After working with high school students all summer it hit me just how much I have grown and how unaware I was that it was happening.  Isn't it weird how one day you're struggling to forgive someone that really hurt you and then the next you're able to see beyond the thing they said or did to you?  What happens during the time between those two things occurring?  I didn't just arrive at a place of forgiveness or healing, I had to walk through a long, strenuous, heart wrenching process of releasing the things I had (*have) clenched in my white-knuckled fists.  Growth happens on the way to your destination; I didn't get to where I am because I just showed up here, I had to endure a lot in order to be freed from the things that were chaining me down.  

I have been trailing my anxious and unsettled heart back to the fact that a lot of change is happening this week, but ultimately I am worried about being called to release things I have held a little too close for a little too long.  I am being called to move beyond life as a college student, I am being removed from my community and the city I have called home for 4 years, I have to say goodbye to the comfort of my church family, I need to let go of the familiar presence my roommates give up everyday, I am being told to move forward without giving into the temptation to look back.  I have been told that to live a life that glorifies and furthers the Lord's Kingdom is a life that guarantees sacrifice, and it's about that time to make A LOT of sacrifices.  

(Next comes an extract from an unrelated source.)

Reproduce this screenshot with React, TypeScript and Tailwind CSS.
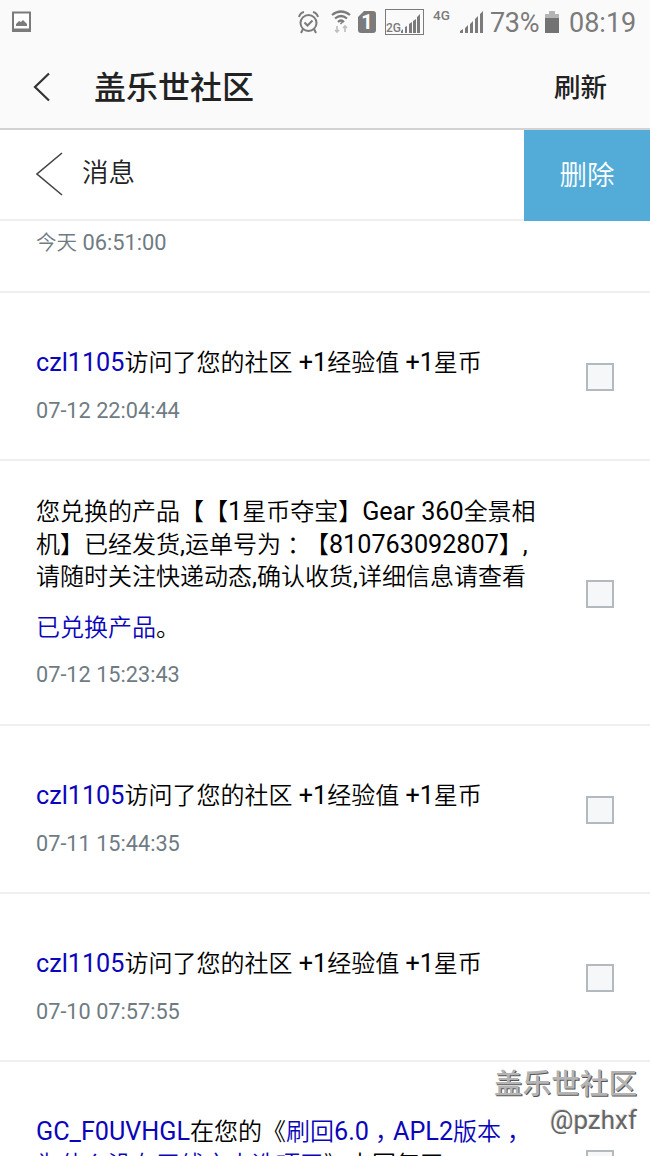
import type { ReactNode } from 'react';

const cjk = "font-['Noto_Sans_CJK_SC',sans-serif]";
const latin = "font-['Roboto','Noto_Sans_CJK_SC',sans-serif]";

function Text({ children }: { children: string }) {
  const parts = children.split(/([\x20-\x7e]+|[，：])/).filter(Boolean);
  return (
    <>
      {parts.map((part, i) => {
        if (/^[，：]$/.test(part)) {
          return (
            <span key={i} className="ml-[6px] -mr-[6px]">
              {part}
            </span>
          );
        }
        return /^[\x20-\x7e]/.test(part) ? (
          <span key={i} className={`${latin} text-[25.2px] font-normal`}>
            {part}
          </span>
        ) : (
          <span key={i}>{part}</span>
        );
      })}
    </>
  );
}

function Line({ children }: { children: ReactNode }) {
  return <div className="h-[32.5px]">{children}</div>;
}

function Link({ children }: { children: string }) {
  return (
    <a className="text-[#0b05bb]">
      <Text>{children}</Text>
    </a>
  );
}

function Time({ children }: { children: ReactNode }) {
  return (
    <div className={`${latin} mt-[21px] h-6 text-[21.7px] font-normal leading-6 text-[#6f7b83]`}>{children}</div>
  );
}

function Row({ className, children }: { className: string; children: ReactNode }) {
  return (
    <li className={`flex shrink-0 items-center border-b-2 border-[#efefef] pl-9 pr-9 ${className}`}>
      <div className="h-full flex-1 whitespace-nowrap text-2xl font-[350] leading-[32.5px] text-black">
        {children}
      </div>
      <span className="relative top-px size-7 shrink-0 border-2 border-[#b3babf] bg-[#f6f7f8]" />
    </li>
  );
}

function Visit({ time }: { time: string }) {
  return (
    <Row className="h-[168px]">
      <div className="pt-[52px]">
        <Line>
          <Link>czl1105</Link>
          <Text>访问了您的社区 +1经验值 +1星币</Text>
        </Line>
      </div>
      <Time>{time}</Time>
    </Row>
  );
}

function Signal() {
  return (
    <svg width="24" height="23" viewBox="0 0 24 23" fill="#7b7b7b">
      <path d="M0 22v-2l3-2v4zM5 22v-5l3-3v8zM10 22v-9l3-3v12zM15 22V8l3-3v17zM20 22V3l3-3v22z" />
    </svg>
  );
}

function StatusBar() {
  return (
    <div className="flex h-11 items-center pl-[11px] pr-[13px] text-[#7b7b7b]">
      <svg width="21" height="22" viewBox="0 0 21 22" className="mr-[266px]">
        <path d="M2 1.5h17v17H2z" fill="#fff" stroke="#7b7b7b" strokeWidth="2" />
        <path d="M1 18h19v3H1zM5 15v-2l3-3 2 1 2-2 4 4v2z" fill="#7b7b7b" />
      </svg>
      <svg width="21" height="23" viewBox="0 0 21 23" fill="none" stroke="#7b7b7b" strokeWidth="2">
        <circle cx="10.5" cy="12" r="8" />
        <path d="M6.5 11.5l3 3 5-5M1 6q1-4 5-5M20 6q-1-4-5-5M5 18l-2 4M16 18l2 4" />
      </svg>
      <svg width="20" height="24" viewBox="0 0 20 24" className="ml-[12px]" fill="none" stroke="#7b7b7b" strokeWidth="2.2">
        <path d="M1 5q9-7 18 0M4 8.5q6-5 12 0M7 12q3-3 6 0" />
        <path d="M10 12.5l1 1" strokeWidth="3" />
        <path d="M6 16v6m-2-2l2 2 2-2M14 22v-6m-2 2l2-2 2 2" stroke="#c0c0c0" strokeWidth="1.7" />
      </svg>
      <span className="ml-[7px] grid h-[22px] w-[18px] place-items-center">
        <svg width="18" height="22" viewBox="0 0 18 22" className="col-start-1 row-start-1" fill="#7b7b7b">
          <path d="M6 0h9q3 0 3 3v16q0 3-3 3H3q-3 0-3-3V6z" />
        </svg>
        <span className={`${latin} col-start-1 row-start-1 text-[20px] font-bold leading-none text-white`}>1</span>
      </span>
      <span className="ml-[9px] flex h-[26px] w-[39px] items-end border-[1.5px] border-[#7b7b7b]">
        <span className={`${latin} text-[12px] font-medium leading-[11px]`}>2G</span>
        <svg width="20" height="21" viewBox="0 0 20 21" fill="#7b7b7b">
          <path d="M0 20v-2l2-2v4zM4 20v-6l2-1v7zM8 20v-9l3-2v11zM12 20V8l3-2v14zM16 20V4l3-3v19z" />
        </svg>
      </span>
      <span className={`${latin} mb-[12px] ml-[9px] w-[18px] text-[13.5px] font-medium leading-none`}>4G</span>
      <span className="ml-[9px]">
        <Signal />
      </span>
      <span className={`${latin} ml-[6px] w-[51px] whitespace-nowrap pt-[2px] text-[27px] leading-none tracking-[-0.3px]`}>
        73%
      </span>
      <svg width="16" height="23" viewBox="0 0 16 23" className="ml-[3px]">
        <path d="M1 3h4V0h6v3h4v5H1z" fill="#b5b5b5" />
        <path d="M1 7h14v15H1z" fill="#737373" />
      </svg>
      <span className={`${latin} ml-[9px] whitespace-nowrap pt-[2px] text-[27px] leading-none`}>08:19</span>
    </div>
  );
}

export default function App() {
  return (
    <main
      className={`${cjk} relative flex h-[1156px] w-[650px] flex-col overflow-hidden bg-white [text-spacing-trim:space-all]`}
    >
      <header className="h-[130px] shrink-0 border-b-2 border-[#d2d2d2] bg-[#fafafa] text-[#222]">
        <StatusBar />
        <div className="flex h-[86px] items-center pl-[33px] pr-[43px]">
          <svg width="18" height="30" viewBox="0 0 18 30" fill="none" stroke="#333" strokeWidth="2.2">
            <path d="M16 1.5L2 15l14 13.5" />
          </svg>
          <h1 className="ml-[43px] flex-1 pb-[4px] text-[32px] font-medium leading-none">盖乐世社区</h1>
          <button className="pb-[2px] text-[26.5px] font-medium leading-none">刷新</button>
        </div>
      </header>
      <nav className="flex h-[91px] shrink-0">
        <div className="flex h-[91px] flex-1 items-center border-b-2 border-[#efefef] pl-[36px]">
          <svg width="27" height="44" viewBox="0 0 27 44" fill="none" stroke="#444" strokeWidth="1.6" className="mb-[2px]">
            <path d="M26 1L1 22l25 21" />
          </svg>
          <span className="ml-[19px] pb-[6px] text-[26.5px] font-[350] leading-none text-[#222]">消息</span>
        </div>
        <button className="w-[126px] bg-[#53acd8] pb-[4px] text-[27.5px] font-[350] leading-none text-white">
          删除
        </button>
      </nav>
      <div className="h-[72px] shrink-0 border-b-2 border-[#efefef] pl-9">
        <div className={`${latin} pt-[10px] text-[21.8px] leading-6 text-[#6f7b83]`}>
          <span className="text-[20.5px] font-[350]">今天</span> 06:51:00
        </div>
      </div>
      <ul className="flex flex-col">
        <Visit time="07-12 22:04:44" />
        <Row className="h-[265px]">
          <div className="pt-[33px]">
            <Line>
              <Text>您兑换的产品【【1星币夺宝】Gear 360全景相</Text>
            </Line>
            <Line>
              <Text>机】已经发货,运单号为：【810763092807】,</Text>
            </Line>
            <Line>
              <Text>请随时关注快递动态,确认收货,详细信息请查看</Text>
            </Line>
          </div>
          <div className="mt-[18px]">
            <Line>
              <Link>已兑换产品</Link>。
            </Line>
          </div>
          <Time>07-12 15:23:43</Time>
        </Row>
        <Visit time="07-11 15:44:35" />
        <Visit time="07-10 07:57:55" />
        <Row className="h-[203px]">
          <div className="pt-[52px]">
            <Line>
              <Link>GC_F0UVHGL</Link>
              <Text>在您的《</Text>
              <Link>刷回6.0，APL2版本，</Link>
            </Line>
            <Line>
              <Link>为什么没有无线充电选项了</Link>
              <Text>》中回复了</Text>
            </Line>
          </div>
        </Row>
      </ul>
      <div className="absolute right-[13px] top-[1064px] flex flex-col items-end whitespace-nowrap">
        <span className="text-[28.6px] font-medium leading-[36px] text-[#b4b4b4] [text-shadow:1px_1px_0_#555]">
          盖乐世社区
        </span>
        <span className={`${latin} text-[26px] leading-[40px] text-[#666] [text-shadow:-1px_-1px_0_#ddd]`}>
          @pzhxf
        </span>
      </div>
    </main>
  );
}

I want to be where I am going without the journey, without the growing or stretching, because that part sucks.  I know that the Lord does not do anything half way, and as thankful as I am to serve a God that is thorough, I am anxious about the fact that He won't let me JUST arrive, but that He is going to walk down a path with me that is going to call for a lot of sacrifice.  It is time, again, for a lot of growth to take place and that's pretty dang terrifying.  
  
I will let go.  I will release.  I will be brave.